Le scrutin s’est déroulé dans la salle VIP du stade Alphonse-Massamba-Débat, et non au siège du Comité national olympique comme annoncé initialement. L’information fut communiquée tard, si bien que plusieurs journalistes et observateurs sont restés postés à Mpila, attendant vainement l’ouverture des portes.
Cette modification logistique a suscité des interrogations, certains y voyant une volonté d’écarter la pression médiatique afin de garantir la fluidité du processus. Pour d’autres, elle symbolise une opacité persistante dans la gouvernance sportive nationale, alimentant un climat de suspicion entretenu depuis plusieurs mois.
Le droit sportif au centre du jeu
Quelques minutes avant l’ouverture, un huissier de justice a présenté une ordonnance suspendant l’assemblée au nom du Tribunal arbitral du sport congolais. Selon le document, la candidature d’Avicenne Cléoface Nzikou Bigoundou, disqualifiée pour dossier incomplet, méritait un examen approfondi avant tout vote définitif.
Le papier a été déchiré publiquement, scène rare captée par quelques téléphones portables. Les organisateurs ont justifié leur décision par l’absence de mention d’appel suspensif. Juristes et analystes s’accordent toutefois sur un point: l’épisode illustre la tension entre impératif de stabilité et respect scrupuleux des procédures.
Une audience est fixée au 18 août afin d’entendre les parties. D’ici là, la composition du bureau dirigé par Mme Noumazalayi reste valide. Ce statu quo de fait n’exclut pas une éventuelle correction après décision judiciaire, possibilité prévue par le Code congolais du sport.
Leadership féminin et attentes sociétales
Au-delà de la querelle procédurale, l’élection marque un tournant symbolique. Pour la première fois, une femme accède à la présidence d’une fédération olympique majeure au Congo-Brazzaville. «Notre victoire appartient à toutes les filles qui rêvent de ballon», a déclaré la lauréate dans une brève allocution.
Sa promotion intervient dans un contexte où les organisations de la société civile réclament une représentation accrue des femmes aux postes décisionnels. Le Ministère des Sports avait d’ailleurs placé la parité au cœur de sa stratégie 2022-2026, encourageant les fédérations à intégrer davantage de cadres féminins dans leurs comités.
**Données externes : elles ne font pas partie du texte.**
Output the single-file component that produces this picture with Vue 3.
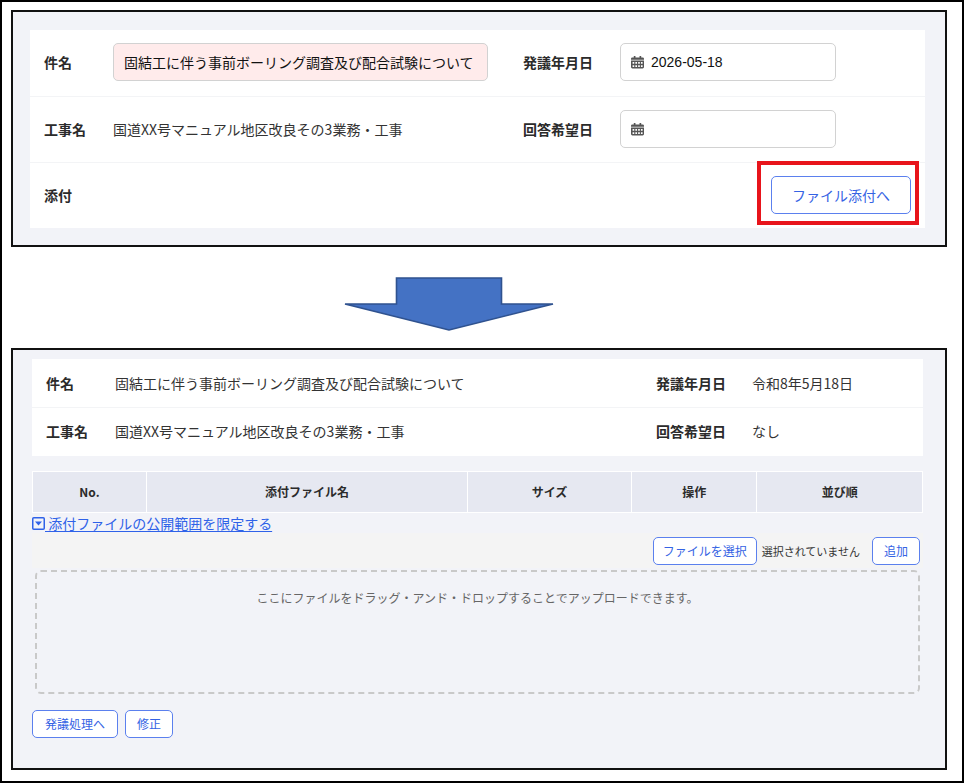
<script setup>
import { ref } from 'vue'

const subject = ref('固結工に伴う事前ボーリング調査及び配合試験について')
const project = '国道XX号マニュアル地区改良その3業務・工事'
const issueDate = ref('2026-05-18')
const replyDate = ref('')
const calendarPath =
  'M3 0.500h1.800v1.700h4.400V0.500h1.800v1.700h1.500Q14 2.200 14 3.500V4.500H0V3.500Q0 2.200 1.500 2.200H3z' +
  'M0 5.500h14v7Q14 14 12.500 14h-11Q0 14 0 12.500z' +
  'M1.700 7v2h1.800V7zM4.700 7v2h1.800V7zM7.700 7v2h1.800V7zM10.700 7v2h1.800V7z' +
  'M1.700 10.500v2h1.800v-2zM4.700 10.500v2h1.800v-2zM7.700 10.500v2h1.800v-2zM10.700 10.500v2h1.800v-2z'
const columns = [
  { key: 'no', label: 'No.' },
  { key: 'filename', label: '添付ファイル名' },
  { key: 'size', label: 'サイズ' },
  { key: 'action', label: '操作' },
  { key: 'order', label: '並び順' },
]
</script>

<template>
  <main class="page">
    <section class="panel panel-edit">
      <form class="card" @submit.prevent>
        <div class="row edit-row">
          <label class="name" for="subject">件名</label>
          <div class="wide">
            <input id="subject" v-model="subject" class="field required" type="text" />
          </div>
          <label class="name" for="issue-date">発議年月日</label>
          <div class="date">
            <svg class="calendar" viewBox="0 0 14 14" aria-hidden="true">
              <path fill="#555" fill-rule="evenodd" :d="calendarPath" />
            </svg>
            <input id="issue-date" v-model="issueDate" class="field date-field" type="text" />
          </div>
        </div>
        <div class="row edit-row">
          <span class="name">工事名</span>
          <span class="value">{{ project }}</span>
          <label class="name" for="reply-date">回答希望日</label>
          <div class="date">
            <svg class="calendar" viewBox="0 0 14 14" aria-hidden="true">
              <path fill="#555" fill-rule="evenodd" :d="calendarPath" />
            </svg>
            <input id="reply-date" v-model="replyDate" class="field date-field" type="text" />
          </div>
        </div>
        <div class="row attach-row">
          <span class="name">添付</span>
          <div class="highlighted">
            <button class="btn btn-large" type="button">ファイル添付へ</button>
          </div>
        </div>
      </form>
    </section>

    <svg class="arrow" viewBox="0 0 210 54" aria-hidden="true">
      <path d="M52.500 1H157.500V27H209L105 53L1 27H52.500Z" fill="#4472c4" stroke="#2f528f" stroke-width="1.600" />
    </svg>

    <section class="panel panel-attach">
      <div class="card">
        <div class="row info-row">
          <span class="name">件名</span>
          <span class="value">{{ subject }}</span>
          <span class="name">発議年月日</span>
          <span class="value">令和8年5月18日</span>
        </div>
        <div class="row info-row">
          <span class="name">工事名</span>
          <span class="value">{{ project }}</span>
          <span class="name">回答希望日</span>
          <span class="value">なし</span>
        </div>
      </div>

      <table class="files">
        <thead>
          <tr>
            <th v-for="c in columns" :key="c.key" :class="c.key" scope="col">{{ c.label }}</th>
          </tr>
        </thead>
      </table>

      <a class="scope-link" href="#">
        <svg class="toggle" viewBox="0 0 13 13" aria-hidden="true">
          <rect x="0.750" y="0.750" width="11.500" height="11.500" rx="1" fill="none" stroke="#2f62e8" stroke-width="1.500" />
          <path d="M3 4.500H10L6.500 8.500Z" fill="#2f62e8" />
        </svg><span class="link-text">&nbsp;添付ファイルの公開範囲を限定する</span>
      </a>

      <div class="upload">
        <input id="file" class="file-input" type="file" />
        <label class="btn btn-file" for="file">ファイルを選択</label>
        <span class="file-state">選択されていません</span>
        <button class="btn btn-short" type="button">追加</button>
      </div>

      <div class="drop">ここにファイルをドラッグ・アンド・ドロップすることでアップロードできます。</div>

      <div class="actions">
        <button class="btn" type="button">発議処理へ</button>
        <button class="btn btn-short" type="button">修正</button>
      </div>
    </section>
  </main>
</template>

<style>
body {
  margin: 0;
  background: #fff;
}
</style>

<style scoped>
.page,
.page * {
  box-sizing: border-box;
}

.page {
  display: flex;
  flex-direction: column;
  min-height: 100vh;
  padding: 8px 15px 11px 9px;
  border: 2px solid #000;
  color: #333;
  font-family: "Noto Sans CJK JP", sans-serif;
  font-size: 14px;
  line-height: 20px;
}

.panel {
  border: 2px solid #111;
  background: #f2f3f8;
}

.panel-edit {
  padding: 18px 20px 17px 17px;
}

.panel-attach {
  flex: 1;
  padding: 9px 22px 28px 19px;
}

.card {
  background: #fff;
}

.row {
  display: grid;
  align-items: center;
  padding: 0 14px 2px;
}

.row + .row {
  border-top: 1px solid #f3f4f6;
}

.edit-row {
  grid-template-columns: 69px minmax(0, 410fr) 97px minmax(0, 291fr);
  min-height: 66px;
}

.attach-row {
  grid-template-columns: 1fr auto;
  min-height: 66px;
}

.info-row {
  grid-template-columns: 69px minmax(0, 541fr) 96px minmax(0, 157fr);
  min-height: 49px;
}

.info-row:first-child {
  min-height: 48px;
  padding-bottom: 0;
}

.name {
  color: #2b2b2b;
  font-weight: 700;
}

.wide {
  padding-right: 35px;
}

.field {
  display: block;
  width: 100%;
  height: 38px;
  padding: 0 10px;
  border: 1px solid #d2d2d2;
  border-radius: 5px;
  background: #fff;
  color: #111;
  font: inherit;
}

.required {
  background: #ffebeb;
}

.date {
  position: relative;
  max-width: 216px;
}

.date-field {
  padding: 0 10px 0 30px;
  font-family: "Liberation Sans", sans-serif;
}

.calendar {
  position: absolute;
  top: 12px;
  left: 11px;
  width: 13px;
  height: 14px;
}

.highlighted {
  position: relative;
}

.highlighted::after {
  content: "";
  position: absolute;
  inset: -15px -8px -11px -14px;
  border: 4px solid #e8141b;
  pointer-events: none;
}

.btn {
  height: 28px;
  padding: 0 12px;
  border: 1px solid #5b80ee;
  border-radius: 5px;
  background: #fff;
  color: #3563e4;
  font-family: inherit;
  font-size: 12px;
  line-height: 26px;
  white-space: nowrap;
  cursor: pointer;
}

.btn-large {
  display: block;
  height: 38px;
  padding: 0 20px;
  font-size: 14px;
}

.btn-short {
  padding: 0 11px;
}

.arrow {
  align-self: center;
  width: 210px;
  height: 54px;
  margin: 30px 61px 17px 0;
}

.files {
  width: 100%;
  margin-top: 15px;
  border-collapse: collapse;
  table-layout: fixed;
}

.files th {
  height: 41px;
  padding: 0;
  border: 1px solid #fff;
  background: #e6e8f1;
  color: #2b2b2b;
  font-size: 12px;
  font-weight: 700;
  text-align: center;
}

.no {
  width: 12.8%;
}

.filename {
  width: 36.1%;
}

.size {
  width: 18.4%;
}

.action {
  width: 14.1%;
}

.scope-link {
  display: flex;
  align-items: center;
  width: fit-content;
  height: 20px;
  color: #2f62e8;
  text-decoration: none;
}

.link-text {
  text-decoration: underline;
  text-underline-offset: 2px;
}

.toggle {
  width: 13px;
  height: 13px;
}

.upload {
  position: relative;
  display: flex;
  align-items: center;
  justify-content: flex-end;
  height: 35px;
  padding-right: 3px;
  background: #f4f4f4;
}

.file-input {
  position: absolute;
  width: 1px;
  height: 1px;
  opacity: 0;
}

.btn-file {
  padding: 0 9px;
}

.file-state {
  margin: 0 12px 0 5px;
  font-size: 11px;
}

.drop {
  height: 124px;
  margin: 2px 3px 0;
  padding-top: 16px;
  border: 2px dashed #c9c9c9;
  border-radius: 6px;
  color: #666;
  font-size: 12px;
  text-align: center;
}

.actions {
  display: flex;
  gap: 7px;
  margin-top: 16px;
}
</style>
Des voix critiques rappellent cependant que la présence d’une femme au sommet ne suffit pas à transformer la structure si l’ensemble des pratiques demeure inchangé. «L’enjeu, c’est l’inclusion à tous les niveaux, pas le simple affichage», analyse la sociologue Clémence Obili, spécialiste du genre et du sport.
Chantiers prioritaires pour la fédération
Sur le plan sportif, la nouvelle équipe hérite d’un championnat national en veilleuse, faute de financements réguliers. Plusieurs clubs des départements intérieurs n’ont pas disputé une saison complète depuis 2022, contraignant la fédération à adapter le calendrier et à multiplier les tournois régionaux.
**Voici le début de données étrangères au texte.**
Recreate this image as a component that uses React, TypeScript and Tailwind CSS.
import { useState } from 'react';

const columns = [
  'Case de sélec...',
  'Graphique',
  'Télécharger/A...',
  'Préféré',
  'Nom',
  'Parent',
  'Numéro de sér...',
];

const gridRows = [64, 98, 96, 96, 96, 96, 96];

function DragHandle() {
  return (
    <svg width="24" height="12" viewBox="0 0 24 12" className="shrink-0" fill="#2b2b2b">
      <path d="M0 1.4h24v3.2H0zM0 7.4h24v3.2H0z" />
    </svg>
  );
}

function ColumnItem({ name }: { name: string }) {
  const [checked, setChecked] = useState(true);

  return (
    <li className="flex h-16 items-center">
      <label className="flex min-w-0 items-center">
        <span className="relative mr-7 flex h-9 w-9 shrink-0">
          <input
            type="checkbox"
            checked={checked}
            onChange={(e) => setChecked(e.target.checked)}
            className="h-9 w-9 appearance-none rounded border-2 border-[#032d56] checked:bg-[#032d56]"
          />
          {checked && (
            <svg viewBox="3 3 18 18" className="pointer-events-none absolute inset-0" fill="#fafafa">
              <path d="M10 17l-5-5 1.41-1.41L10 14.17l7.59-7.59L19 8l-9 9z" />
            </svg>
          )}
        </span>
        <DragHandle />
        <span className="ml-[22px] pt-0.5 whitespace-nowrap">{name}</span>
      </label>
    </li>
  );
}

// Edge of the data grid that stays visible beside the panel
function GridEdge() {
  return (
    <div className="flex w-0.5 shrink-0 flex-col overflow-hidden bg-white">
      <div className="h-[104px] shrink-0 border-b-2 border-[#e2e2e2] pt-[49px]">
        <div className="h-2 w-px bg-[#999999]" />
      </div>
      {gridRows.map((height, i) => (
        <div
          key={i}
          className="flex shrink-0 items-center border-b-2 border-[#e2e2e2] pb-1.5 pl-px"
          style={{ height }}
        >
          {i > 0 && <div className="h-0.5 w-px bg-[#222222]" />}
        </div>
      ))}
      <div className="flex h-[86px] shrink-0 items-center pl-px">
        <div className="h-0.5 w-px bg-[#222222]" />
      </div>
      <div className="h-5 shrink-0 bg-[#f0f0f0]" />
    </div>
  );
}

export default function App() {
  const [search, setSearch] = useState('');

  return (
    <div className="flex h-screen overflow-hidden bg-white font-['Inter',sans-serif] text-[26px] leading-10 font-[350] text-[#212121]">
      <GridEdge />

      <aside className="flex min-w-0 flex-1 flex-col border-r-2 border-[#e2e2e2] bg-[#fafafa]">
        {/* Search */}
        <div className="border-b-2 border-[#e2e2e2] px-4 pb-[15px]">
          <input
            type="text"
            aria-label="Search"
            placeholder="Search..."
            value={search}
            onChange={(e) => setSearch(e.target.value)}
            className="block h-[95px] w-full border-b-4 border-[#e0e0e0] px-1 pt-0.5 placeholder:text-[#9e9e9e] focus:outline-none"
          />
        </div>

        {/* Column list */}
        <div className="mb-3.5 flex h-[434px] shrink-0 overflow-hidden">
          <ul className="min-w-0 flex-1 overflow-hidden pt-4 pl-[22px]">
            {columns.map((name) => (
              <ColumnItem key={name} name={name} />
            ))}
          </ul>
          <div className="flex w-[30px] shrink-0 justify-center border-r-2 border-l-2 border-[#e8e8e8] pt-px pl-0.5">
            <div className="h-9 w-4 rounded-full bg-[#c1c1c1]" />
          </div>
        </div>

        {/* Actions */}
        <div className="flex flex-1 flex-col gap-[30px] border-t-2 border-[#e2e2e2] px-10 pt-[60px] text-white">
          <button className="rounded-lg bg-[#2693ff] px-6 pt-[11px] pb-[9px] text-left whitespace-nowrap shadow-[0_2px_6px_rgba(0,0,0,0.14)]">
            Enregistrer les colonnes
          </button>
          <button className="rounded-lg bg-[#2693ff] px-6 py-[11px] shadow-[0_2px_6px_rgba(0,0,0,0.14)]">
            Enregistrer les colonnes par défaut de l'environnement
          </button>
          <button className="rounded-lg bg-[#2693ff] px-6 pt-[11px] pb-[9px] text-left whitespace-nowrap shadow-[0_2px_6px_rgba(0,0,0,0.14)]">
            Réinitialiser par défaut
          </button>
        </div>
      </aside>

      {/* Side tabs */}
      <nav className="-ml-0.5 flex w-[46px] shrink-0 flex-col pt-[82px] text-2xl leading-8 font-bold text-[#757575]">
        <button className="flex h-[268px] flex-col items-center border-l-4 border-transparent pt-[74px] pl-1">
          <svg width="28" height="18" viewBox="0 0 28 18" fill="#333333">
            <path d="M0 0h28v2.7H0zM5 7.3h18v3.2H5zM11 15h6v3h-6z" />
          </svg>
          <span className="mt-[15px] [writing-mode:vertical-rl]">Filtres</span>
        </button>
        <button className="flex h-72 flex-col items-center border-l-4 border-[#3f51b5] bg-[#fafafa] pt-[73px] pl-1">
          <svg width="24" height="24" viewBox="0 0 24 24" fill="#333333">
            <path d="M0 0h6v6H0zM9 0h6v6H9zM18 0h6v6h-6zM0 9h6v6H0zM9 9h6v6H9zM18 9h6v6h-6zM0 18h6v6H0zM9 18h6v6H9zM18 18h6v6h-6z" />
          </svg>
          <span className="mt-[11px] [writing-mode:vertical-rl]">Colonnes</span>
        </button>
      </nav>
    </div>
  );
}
La formation des cadres techniques représente un autre chantier. Alors que la Confédération africaine de handball impose des licences d’entraîneur, seuls huit techniciens congolais disposent du niveau requis. Un partenariat avec la Fédération française est envisagé pour offrir des stages certifiants et moderniser la préparation physique.
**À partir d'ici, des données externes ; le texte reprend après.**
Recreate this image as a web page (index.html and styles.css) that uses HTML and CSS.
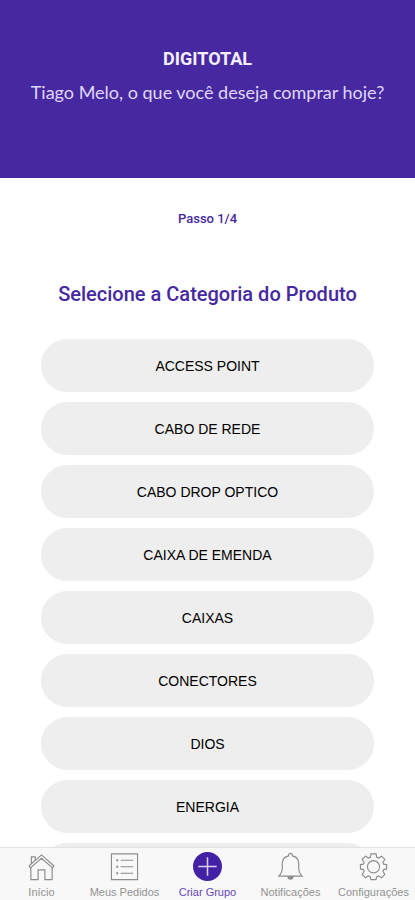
FILE: index.html
```html
<!DOCTYPE html>
<html lang="pt-BR">
<head>
<meta charset="utf-8">
<meta name="viewport" content="width=device-width, initial-scale=1">
<title>Digitotal</title>
<link rel="stylesheet" href="styles.css">
</head>
<body>
<header class="hero">
  <h1 class="brand">DIGITOTAL</h1>
  <p class="greeting">Tiago Melo, o que você deseja comprar hoje?</p>
</header>
<main class="content">
  <p class="step">Passo 1/4</p>
  <h2 class="title">Selecione a Categoria do Produto</h2>
  <div class="categories">
    <button class="category" type="button">ACCESS POINT</button>
    <button class="category" type="button">CABO DE REDE</button>
    <button class="category" type="button">CABO DROP OPTICO</button>
    <button class="category" type="button">CAIXA DE EMENDA</button>
    <button class="category" type="button">CAIXAS</button>
    <button class="category" type="button">CONECTORES</button>
    <button class="category" type="button">DIOS</button>
    <button class="category" type="button">ENERGIA</button>
    <button class="category" type="button" aria-label="Mais categorias"></button>
  </div>
</main>
<nav class="tabs">
  <a class="tab" href="#inicio">
    <svg class="icon" viewBox="0 0 30 30" aria-hidden="true"><path d="M2 14.500 15 3 28 14.500M4.500 12V5H8.500V8.500M2 14.500 3.500 16.500 15 6.500 26.500 16.500 28 14.500M4 16.500V28.500H11.500V18.500H18.500V28.500H26V16.500"/></svg>
    <span>Início</span>
  </a>
  <a class="tab" href="#pedidos">
    <svg class="icon" viewBox="0 0 30 30" aria-hidden="true"><path d="M1.500 2H28.500V28.500H1.500ZM11 8.500H24M11 15.300H24M11 22H24"/><path class="dots" d="M6.500 8.500H8.500M6.500 15.300H8.500M6.500 22H8.500"/></svg>
    <span>Meus Pedidos</span>
  </a>
  <a class="tab tab-active" href="#grupo" aria-current="page">
    <svg class="icon" viewBox="0 0 30 30" aria-hidden="true"><circle class="disc" cx="15" cy="15" r="15"/><path class="plus" d="M15 5.500V24.500M5.500 15H24.500"/></svg>
    <span>Criar Grupo</span>
  </a>
  <a class="tab" href="#notificacoes">
    <svg class="icon" viewBox="0 0 30 30" aria-hidden="true"><path d="M13 4V3.500A2 2 0 0 1 17 3.500V4C21.500 5 23.500 8 23.500 12V17.500C23.500 21 25 22.500 27 25H3C5 22.500 6.500 21 6.500 17.500V12C6.500 8 8.500 5 13 4Z"/><path class="clapper" d="M12.500 25.500A2.500 2.500 0 0 0 17.500 25.500Z"/></svg>
    <span>Notificações</span>
  </a>
  <a class="tab" href="#configuracoes">
    <svg class="icon" viewBox="0 0 30 30" aria-hidden="true"><path d="M12.400 2H17.600L18.400 5.500 20.200 6.300 23.300 4.300 26.700 7.700 24.700 10.800 25.500 12.600 28.500 13V17.500L25.500 18.200 24.700 20 26.700 23.300 23.300 26.700 20.200 24.700 18.400 25.500 17.600 28.500H12.400L11.600 25.500 9.800 24.700 6.700 26.700 3.300 23.300 5.300 20 4.500 18.200 1.500 17.500V13L4.500 12.600 5.300 10.800 3.300 7.700 6.700 4.300 9.800 6.300 11.600 5.500Z"/><circle cx="15" cy="15.300" r="6.300"/></svg>
    <span>Configurações</span>
  </a>
</nav>
</body>
</html>
```
FILE: styles.css
```css
* {
  box-sizing: border-box;
}

body {
  display: flex;
  flex-direction: column;
  height: 100vh;
  margin: 0;
  background: #fff;
  color: #111;
  font-family: "Liberation Sans", Arial, sans-serif;
}

h1,
h2,
p {
  margin: 0;
}

.hero {
  flex: none;
  padding: 48px 16px 72px;
  background: #4628a1;
  color: #e0d7f8;
  text-align: center;
}

.brand {
  font: bold 18px/22px Roboto, sans-serif;
  color: #f4efff;
}

.greeting {
  margin-top: 8px;
  font: 400 18px/28px Lato, sans-serif;
  white-space: nowrap;
}

.content {
  flex: 1;
  min-height: 0;
  padding: 33px 41px 0;
  overflow: hidden;
  text-align: center;
}

.step {
  color: #4628a1;
  font: 500 13px/16px Roboto, sans-serif;
}

.title {
  margin-top: 55px;
  color: #4628a1;
  font: 500 20px/24px Roboto, sans-serif;
  white-space: nowrap;
}

.categories {
  display: flex;
  flex-direction: column;
  gap: 10px;
  margin-top: 33px;
}

.category {
  flex: none;
  height: 53px;
  padding: 0 16px;
  border: 0;
  border-radius: 27px;
  background: #eee;
  color: #000;
  font: 14px/18px "Liberation Sans", Arial, sans-serif;
}

.tabs {
  display: grid;
  flex: none;
  grid-template-columns: repeat(5, 1fr);
  padding: 4px 0 1px;
  border-top: 1px solid #e2e2e2;
  background: #f8f8f8;
}

.tab {
  display: flex;
  flex-direction: column;
  align-items: center;
  gap: 4px;
  color: #929292;
  font-size: 11px;
  line-height: 14px;
  text-decoration: none;
  white-space: nowrap;
}

.tab-active {
  color: #6547b8;
}

.icon {
  width: 29px;
  height: 29px;
  fill: none;
  stroke: #8c8c8c;
  stroke-width: 1.2;
}

.dots {
  stroke-width: 2;
}

.disc {
  fill: #4221a5;
  stroke: none;
}

.plus {
  stroke: #d9cff5;
  stroke-width: 1.6;
}

.clapper {
  fill: #8c8c8c;
}
```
Le volet protection des joueuses s’avère prioritaire pour l’ONG qui publie ce magazine. Selon une enquête interne, 27 % des pratiquantes déclarent avoir subi des propos sexistes en club. La fédération s’est engagée à mettre en place un numéro d’alerte et un protocole disciplinaire renforcé dès septembre.
Sur le terrain diplomatique, Brazzaville ambitionne d’accueillir la Coupe d’Afrique des nations 2026. L’attribution exige des garanties budgétaires et la rénovation de deux enceintes régionales. Le nouveau bureau devra présenter son plan au Conseil des ministres des Sports de la zone IV en novembre.
Vers une sortie de crise durable
Dans l’immédiat, la présidente entend engager des consultations avec les acteurs contestataires. «Nous allons écouter tout le monde, y compris les candidats recalés», assure-t-elle. Ce geste d’ouverture vise à renforcer la légitimité de l’équipe dirigeante tout en désamorçant une possible paralysie administrative.
Les spécialistes de gouvernance sportive rappellent que la médiation demeure un outil efficace dans la résolution des crises fédérales. En 2021, la Fédération congolaise de basket-ball avait retrouvé la stabilité après la mise en place d’un comité mixte rassemblant élus, anciens dirigeants et représentants étatiques.
Pour l’heure, l’opinion publique reste prudente. Les réseaux sociaux ont relayé, parfois avec vigueur, les images de l’huissier évincé, mais aussi les applaudissements qui ont suivi la proclamation des résultats. Cette polarisation reflète la vitalité d’une société sportive en quête de repères clairs.
Le jugement attendu pourrait apporter l’éclairage définitif et, quelle qu’en soit l’issue, définir un précédent pour les futurs scrutins sportifs. D’ici là, la balle est dans le camp du dialogue. C’est peut-être sur ce terrain que le handball congolais marquera son plus bel essai.